Work required -> Starting with the first line below, extract each line through the one that contains "string; value: string", inclusive, excluding pictures.

§ §

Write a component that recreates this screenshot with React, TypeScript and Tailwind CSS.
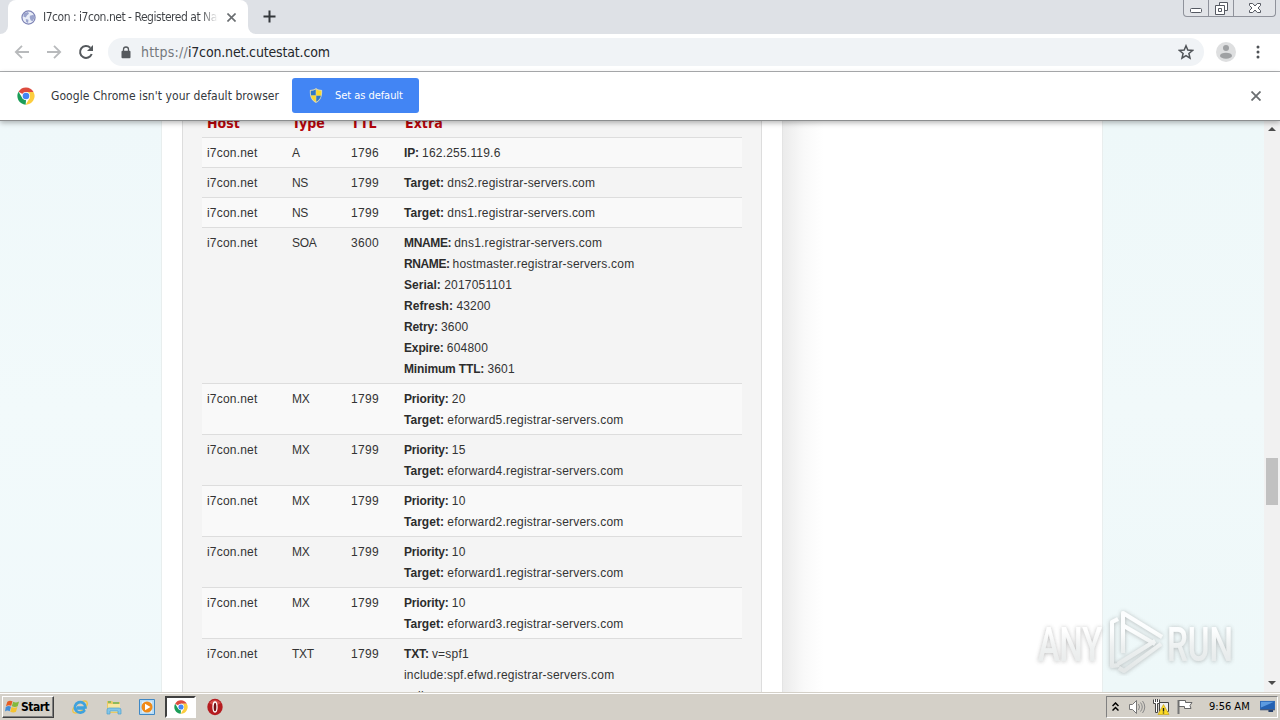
import type { ReactNode } from "react";

type Entry = { label?: string; value: string };

const records: { type: string; ttl: string; extra: Entry[] }[] = [
  { type: "A", ttl: "1796", extra: [{ label: "IP:", value: "162.255.119.6" }] },
  { type: "NS", ttl: "1799", extra: [{ label: "Target:", value: "dns2.registrar-servers.com" }] },
  { type: "NS", ttl: "1799", extra: [{ label: "Target:", value: "dns1.registrar-servers.com" }] },
  {
    type: "SOA",
    ttl: "3600",
    extra: [
      { label: "MNAME:", value: "dns1.registrar-servers.com" },
      { label: "RNAME:", value: "hostmaster.registrar-servers.com" },
      { label: "Serial:", value: "2017051101" },
      { label: "Refresh:", value: "43200" },
      { label: "Retry:", value: "3600" },
      { label: "Expire:", value: "604800" },
      { label: "Minimum TTL:", value: "3601" },
    ],
  },
  ...[
    ["20", "eforward5"],
    ["15", "eforward4"],
    ["10", "eforward2"],
    ["10", "eforward1"],
    ["10", "eforward3"],
  ].map(([priority, host]) => ({
    type: "MX",
    ttl: "1799",
    extra: [
      { label: "Priority:", value: priority },
      { label: "Target:", value: `${host}.registrar-servers.com` },
    ],
  })),
  {
    type: "TXT",
    ttl: "1799",
    extra: [
      { label: "TXT:", value: "v=spf1" },
      { value: "include:spf.efwd.registrar-servers.com" },
      { value: "~all" },
    ],
  },
];

const labelTracking: Record<string, string> = {
  "MNAME:": "tracking-[-0.35px]",
  "RNAME:": "tracking-[-0.4px]",
  "Target:": "tracking-[0.02px]",
  "Serial:": "tracking-[0.02px]",
  "Refresh:": "tracking-[0.04px]",
};

const ChromeLogo = ({ className }: { className?: string }) => (
  <svg viewBox="0 0 24 24" className={className}>
    <path d="M12 12 2 6.3A11.5 11.5 0 0 1 22 6.5H12z" fill="#dd4b3e" />
    <path d="M12 6.5h10A11.5 11.5 0 0 1 11.5 23.5L17 14.5z" fill="#fccd3f" />
    <path d="M2 6.3 7.2 15l4.8 2.5-.5 6A11.500 11.500 0 0 1 2 6.300z" fill="#1b9d58" />
    <circle cx="12" cy="12" r="5.4" fill="#fff" />
    <circle cx="12" cy="12" r="4.4" fill="#4486f4" />
  </svg>
);

const Cross = ({ className }: { className?: string }) => (
  <svg viewBox="0 0 10 10" className={className} fill="none" stroke="#6a6e71" strokeWidth="1.8">
    <path d="m.5.5 9 9M9.500.5l-9 9" />
  </svg>
);

const TabStrip = () => (
  <div className="flex h-[34px] shrink-0 justify-between bg-[#dee1e6]">
    <div className="flex">
      <div className="flex w-2 flex-col justify-end bg-white">
        <div className="h-full rounded-br-lg bg-[#dee1e6]" />
      </div>
      <div className="flex w-60 items-center rounded-t-lg bg-white pl-[13px]">
        <svg viewBox="0 0 16 16" className="h-[15px] w-[15px] shrink-0">
          <circle cx="8" cy="8" r="7" fill="#e9edf7" stroke="#7d83b5" strokeWidth="1.3" />
          <path d="M3 3.5 7.5 2l1 2-2 1.5L5 8 2.5 7zM9.5 6l4-1 .8 3.5-2 3.5-2-1-1-3zM5 9.5l3 1-.5 3.3-2-1z" fill="#9aa3cc" />
        </svg>
        <div className="ml-[7px] w-[175px] overflow-hidden whitespace-nowrap bg-linear-to-r from-[#3f4246] from-90% to-transparent bg-clip-text font-['DejaVu_Sans_Condensed',sans-serif] text-[12px] tracking-[-0.48px] text-transparent">
          I7con : i7con.net - Registered at Namecheap
        </div>
        <Cross className="ml-[9px] h-[9px] w-[9px]" />
      </div>
      <div className="w-2 bg-white">
        <div className="h-full rounded-bl-lg bg-[#dee1e6]" />
      </div>
      <svg viewBox="0 0 13 13" className="ml-[7px] mt-[10px] h-[13px] w-[13px]" stroke="#33373b" strokeWidth="2">
        <path d="M6.500 0.500v12M0.500 6.500h12" />
      </svg>
    </div>
    <div className="mr-[4px] flex h-[17px] w-[93px] rounded-b border border-t-0 border-[#8f929b] bg-[#e2e4e8]">
      <div className="flex w-[25px] justify-center border-r border-[#8f929b]">
        <svg viewBox="0 0 12 16" className="h-4 w-3">
          <rect x="0.5" y="8.500" width="11" height="4" rx="1" fill="#fff" stroke="#555962" />
        </svg>
      </div>
      <div className="flex w-[25px] justify-center border-r border-[#8f929b]">
        <svg viewBox="0 0 13 16" className="h-4 w-[13px]" fill="#fff" stroke="#555962">
          <path d="M4.500 2.500h8v8h-8z" />
          <path d="M.5 5.500h9v9h-9z" />
          <path d="M3.500 8.500h3v3h-3z" />
        </svg>
      </div>
      <div className="flex flex-1 justify-center">
        <svg viewBox="0 0 12 16" className="h-4 w-3">
          <path d="M.5 3.500h3.200L6 6l2.300-2.500h3.200v2L9 8l2.500 2.500v2H8.300L6 10l-2.300 2.500H.5v-2L3 8 .5 5.500z" fill="#fff" stroke="#555962" />
        </svg>
      </div>
    </div>
  </div>
);

const Toolbar = () => (
  <div className="flex h-[38px] shrink-0 items-center border-b border-[#adafb1] bg-white pb-px">
    <svg viewBox="0 0 16 16" className="ml-[14px] h-4 w-4" fill="none" stroke="#b8babc" strokeWidth="1.8">
      <path d="M15 8H2M8 1.800 1.800 8 8 14.200" />
    </svg>
    <svg viewBox="0 0 16 16" className="ml-4 h-4 w-4" fill="none" stroke="#b8babc" strokeWidth="1.8">
      <path d="M1 8h13M8 1.800 14.200 8 8 14.200" />
    </svg>
    <svg viewBox="0 0 16 16" className="ml-4 h-4 w-4" fill="none" stroke="#55595d" strokeWidth="2">
      <path d="M13.700 10A6 6 0 1 1 12.300 3.700" />
      <path d="M15 1v6H9z" fill="#55595d" stroke="none" />
    </svg>
    <div className="ml-[14px] flex h-7 w-[1096px] items-center rounded-full bg-[#f0f3f6] pl-[13px] pr-[10px]">
      <svg viewBox="0 0 10 13" className="h-[13px] w-[10px]">
        <path d="M2.500 5.500V3.500a2.500 2.500 0 0 1 5 0v2" fill="none" stroke="#55595d" strokeWidth="1.3" />
        <rect x="0.500" y="4.800" width="9" height="7.500" rx="1" fill="#55595d" />
      </svg>
      <div className="ml-[10px] whitespace-nowrap font-['DejaVu_Sans_Condensed',sans-serif] text-[14px] tracking-[-0.16px] text-[#24272b]">
        <span className="tracking-[0.22px] text-[#74787d]">https://</span>i7con.net.cutestat.com
      </div>
      <svg viewBox="0 0 16 16" className="ml-auto h-4 w-4" fill="none" stroke="#505458" strokeWidth="1.5">
        <path d="m8 1.800 1.800 4.300 4.700.4-3.600 3 1.100 4.600-4-2.500-4 2.500 1.100-4.600-3.600-3 4.700-.4z" />
      </svg>
    </div>
    <svg viewBox="0 0 20 20" className="ml-3 h-5 w-5">
      <circle cx="10" cy="10" r="10" fill="#dedfe0" />
      <circle cx="10" cy="6" r="3" fill="#9fa1a3" />
      <ellipse cx="10" cy="13.700" rx="6" ry="3" fill="#9fa1a3" />
    </svg>
    <svg viewBox="0 0 4 14" className="ml-[20px] h-[14px] w-1" fill="#4e5256">
      <circle cx="2" cy="2" r="1.500" />
      <circle cx="2" cy="7" r="1.500" />
      <circle cx="2" cy="12" r="1.500" />
    </svg>
  </div>
);

const InfoBar = () => (
  <div className="relative z-10 flex h-[49px] shrink-0 items-center border-b border-[#8c8e8f] bg-white pb-px font-['DejaVu_Sans_Condensed',sans-serif] shadow-[0_2px_5px_rgba(0,0,0,0.28)]">
    <ChromeLogo className="ml-[17px] h-[18px] w-[18px]" />
    <div className="ml-4 w-[241px] whitespace-nowrap text-[12px] tracking-[0.06px] text-[#34383c]">
      Google Chrome isn't your default browser
    </div>
    <button className="flex h-[35px] w-[127px] items-center rounded-[3px] bg-[#4285f4] pl-[17px] text-white">
      <svg viewBox="0 0 14 16" className="h-[15px] w-[14px]">
        <path d="M7 0c2 1.500 4 2 6.500 2C14 9 12 13 7 16 2 13 0 9 .5 2 3 2 5 1.500 7 0z" fill="#d9d7b5" />
        <path d="M6.700 1.600V8H1.700C1.400 6 1.400 4.500 1.500 3c2 0 3.700-.4 5.200-1.400zM7.300 8h5c-.6 3-2.200 5-5 6.700z" fill="#2f78c8" />
        <path d="M7.300 1.600V8h5c.3-2 .3-3.500.2-5-2 0-3.700-.4-5.200-1.400zM6.700 8h-5c.6 3 2.200 5 5 6.700z" fill="#f9d92e" />
      </svg>
      <span className="ml-3 mt-px whitespace-nowrap text-[11px] tracking-[-0.05px]">Set as default</span>
    </button>
    <Cross className="ml-auto mr-[19px] h-[10px] w-[10px]" />
  </div>
);

const columns = "grid grid-cols-[85px_59px_53px_1fr] pl-[5px]";

const DnsTable = () => (
  <div className="-mt-[14px] w-[540px] font-['Liberation_Sans',Arial,sans-serif] text-[12px] leading-[21px] tracking-[0.2px] text-[#333]">
    <div className={`${columns} h-[30px] pt-[6px] font-['DejaVu_Sans_Condensed',Tahoma,sans-serif] text-[14px] font-bold tracking-[0.05px] text-[#b5050b]`}>
      <span>Host</span>
      <span>Type</span>
      <span>TTL</span>
      <span className="pl-px">Extra</span>
    </div>
    {records.map((record, index) => (
      <div key={index} className={`${columns} border-t border-[#ddd] pb-[3px] pt-[5px] ${index % 2 === 0 ? "bg-[#f9f9f9]" : ""}`}>
        <span>i7con.net</span>
        <span className="tracking-[-0.3px]">{record.type}</span>
        <span className="tracking-[0.33px]">{record.ttl}</span>
        <div className="whitespace-nowrap">
          {record.extra.map((entry, i) => (
            <div key={i}>
              {entry.label && (
                <b className={`text-[#2c2c2c] ${labelTracking[entry.label] ?? "tracking-[-0.15px]"}`}>{entry.label} </b>
              )}
              {entry.value}
            </div>
          ))}
        </div>
      </div>
    ))}
  </div>
);

const Watermark = () => (
  <svg viewBox="0 0 204 72" className="absolute left-[1034px] top-[483px] h-[72px] w-[204px]">
    <defs>
      <linearGradient id="fade" gradientUnits="userSpaceOnUse" x1="0" y1="6" x2="0" y2="66">
        <stop offset="0.350" stopColor="#fff" />
        <stop offset="0.600" stopColor="#eef0f0" />
        <stop offset="1" stopColor="#e2e5e5" />
      </linearGradient>
      <filter id="glow" x="-10%" y="-20%" width="120%" height="140%">
        <feDropShadow dx="0" dy="0.5" stdDeviation="2" floodColor="#777" floodOpacity="0.600" />
      </filter>
    </defs>
    <g filter="url(#glow)" opacity="0.850">
      <text x="4" y="57" textLength="64" lengthAdjust="spacingAndGlyphs" fontFamily="Roboto" fontSize="49" fontWeight="500" fill="url(#fade)">ANY</text>
      <text x="133" y="57" textLength="66" lengthAdjust="spacingAndGlyphs" fontFamily="Roboto" fontSize="49" fontWeight="500" fill="url(#fade)">RUN</text>
      <g fill="none" stroke="url(#fade)" strokeWidth="4" strokeLinejoin="round">
        <path d="M84 15 78 18v44l7-1M89 49V9l39 24M90 22l31 18M121 37 84 60M127 40 90 67l-5-3" />
      </g>
    </g>
  </svg>
);

const Scrollbar = () => (
  <div className="flex w-4 flex-col items-center bg-[#f1f1f1]">
    <svg viewBox="0 0 8 4" className="mt-[6px] h-1 w-2"><path d="M0 4 4 0l4 4z" fill="#4c4c4c" /></svg>
    <div className="mt-[327px] h-[47px] w-3 bg-[#c1c1c1]" />
    <svg viewBox="0 0 8 4" className="mb-[7px] mt-auto h-1 w-2"><path d="m0 0 4 4 4-4z" fill="#4c4c4c" /></svg>
  </div>
);

const Page = () => (
  <div className="relative flex min-h-0 flex-1 overflow-hidden bg-[#eff8fa]">
    <div className="w-[162px] border-r border-[#e8eeee] bg-linear-to-b from-[#eff8fa] via-[#f2fafb] to-[#f0f9fb]" />
    <div className="flex w-[940px] bg-white pl-5">
      <div className="w-[580px] border-x border-[#ddd] bg-[#f4f4f4] pl-[19px]">
        <DnsTable />
      </div>
      <div className="w-5" />
      <div className="w-[42px] border-l border-[#e4e4e4] bg-linear-to-r from-[#ebebeb] via-[#f9f9f9] to-white" />
    </div>
    <div className="flex-1 border-l border-[#e9eeee] bg-linear-to-b from-[#eef8f9] via-[#f1f9fa] to-[#eef8f9]" />
    <Scrollbar />
    <Watermark />
  </div>
);

const Icon = ({ className, children }: { className?: string; children: ReactNode }) => (
  <svg viewBox="0 0 18 18" className={`h-[18px] w-[18px] shrink-0 ${className ?? ""}`}>{children}</svg>
);

const Taskbar = () => (
  <div className="flex h-7 shrink-0 items-center border-t border-[#d4d0c8] bg-[#d4d0c8] font-['DejaVu_Sans_Condensed',sans-serif] shadow-[inset_0_1px_0_#fff]">
    <div className="ml-[2px] flex h-[22px] w-[52px] items-center border border-b-[#404040] border-l-white border-r-[#404040] border-t-white shadow-[inset_-1px_-1px_0_#808080]">
      <svg viewBox="0 0 16 16" className="ml-[2px] h-[15px] w-[15px]">
        <path d="M2.500 3C4.500 1.500 6 1.600 8 2.500L6.600 7.300C4.700 6.500 3.200 6.500 1 7.800z" fill="#e65c22" />
        <path d="M8.700 3c2 .9 4 .9 6.300-.3l-1.500 5.100c-2 1.200-4 1-6.200 0z" fill="#83b93b" />
        <path d="M.8 8.600C3 7.300 4.500 7.300 6.400 8.200L5 13C3.200 12.200 1.800 12 0 13.300z" fill="#428dd7" />
        <path d="M7 8.500c2.200 1 4.200 1 6.200 0l-1.500 5c-2 1.200-4 1-6.100 0z" fill="#f5c331" />
      </svg>
      <b className="ml-[1px] text-[12px] tracking-[-0.5px] text-black">Start</b>
    </div>
    <Icon className="ml-[17px]">
      <ellipse cx="9" cy="9" rx="8.500" ry="4" fill="none" stroke="#edc44b" strokeWidth="1.500" transform="rotate(-35 9 9)" />
      <path d="M14 10.500H5.500M13.800 12A5.300 5.300 0 1 1 14.500 9.500H6" fill="none" stroke="#3fa2dd" strokeWidth="2.700" />
    </Icon>
    <Icon className="ml-4">
      <path d="M2 3h5l1 1h7v11H2z" fill="#e9c965" />
      <path d="M3 6h12v8H3z" fill="#f8e7a1" />
      <path d="M3 4h3M8 5h6" stroke="#6fb45b" strokeWidth="1.500" />
      <path d="M2 16v-4q0-2 2-2h10q2 0 2 2v4h-3v-3H5v3z" fill="#83c5e8" stroke="#4ca0cf" strokeWidth=".7" />
    </Icon>
    <Icon className="ml-[15px]">
      <path d="M1.500 1.500h15v15h-15z" fill="#b8dcf5" stroke="#3f88c5" />
      <path d="M4 3.500h10v11H4z" fill="#fff" opacity=".6" />
      <circle cx="9" cy="9" r="5.500" fill="#ef8a18" />
      <path d="m7 5.800 5.500 3.200L7 12.200z" fill="#fff" />
    </Icon>
    <div className="ml-[9px] flex h-[22px] w-[31px] items-center justify-center border-2 border-b-white border-l-[#404040] border-r-white border-t-[#404040] bg-white">
      <ChromeLogo className="h-[14px] w-[14px]" />
    </div>
    <Icon className="ml-[10px]">
      <ellipse cx="9" cy="9" rx="7.700" ry="8.200" fill="#b51c20" />
      <path d="M3 5q6-6 12 0-6 4-12 0" fill="#e96d66" opacity=".6" />
      <ellipse cx="9" cy="9" rx="2" ry="5" fill="#711015" stroke="#fff" strokeWidth="1.300" />
    </Icon>
    <div className="ml-auto mr-[2px] flex h-[22px] w-[172px] items-center border border-b-white border-l-[#808080] border-r-white border-t-[#808080]">
      <svg viewBox="0 0 7 9" className="ml-[5px] h-[9px] w-[7px]" fill="none" stroke="#000" strokeWidth="1.500">
        <path d="m.5 4 3-3 3 3M.5 8.500l3-3 3 3" />
      </svg>
      <Icon className="ml-[9px]">
        <path d="M1.500 6.500h3l4-4v13l-4-4h-3z" fill="#fff" stroke="#777" />
        <path d="M10.500 6q2 3 0 6M12.500 4.500q3.500 4.500 0 9M14.500 3q4.500 6 0 12" fill="none" stroke="#888" />
      </Icon>
      <Icon className="ml-[6px]">
        <path d="M7.500 4.500h9v9h-9z" fill="#eee" stroke="#444" />
        <path d="M1.500 1.500v4h2v9h2v-9h2v-4M3.500 1v3M5.500 1v3" fill="#fff" stroke="#444" />
        <path d="m11.500 6.500 5.500 10H6z" fill="#fddc25" stroke="#c7a41c" strokeWidth=".7" />
        <path d="M11.500 10v3.500M11.500 14.500v1" stroke="#222" strokeWidth="1.400" />
      </Icon>
      <Icon className="ml-[6px]">
        <path d="M2.500 2v14" stroke="#777" strokeWidth="2" />
        <path d="M3 2.500h6.500v2H16l-2 3 1 3H8.500v-2H3z" fill="#fff" stroke="#666" />
      </Icon>
      <span className="ml-[15px] mt-[2px] whitespace-nowrap text-[11px] text-black">9:56 AM</span>
      <svg viewBox="0 0 16 14" className="ml-auto mr-[2px] h-[13px] w-[15px]">
        <path d="M0 1h16v9H0z" fill="#2462b3" />
        <path d="M1 2h14L1 8z" fill="#5c9be0" />
        <path d="M0 10h16v1H0zM9 11h5v2H9z" fill="#27406c" />
      </svg>
    </div>
  </div>
);

const App = () => {
  return (
    <div className="flex h-[720px] w-[1280px] flex-col overflow-hidden bg-white">
      <TabStrip />
      <Toolbar />
      <InfoBar />
      <Page />
      <Taskbar />
    </div>
  );
};

export default App;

§ §

Completed exercise ->
Write a component that recreates this screenshot with React, TypeScript and Tailwind CSS.
import type { ReactNode } from "react";

type Entry = { label?: string; value: string };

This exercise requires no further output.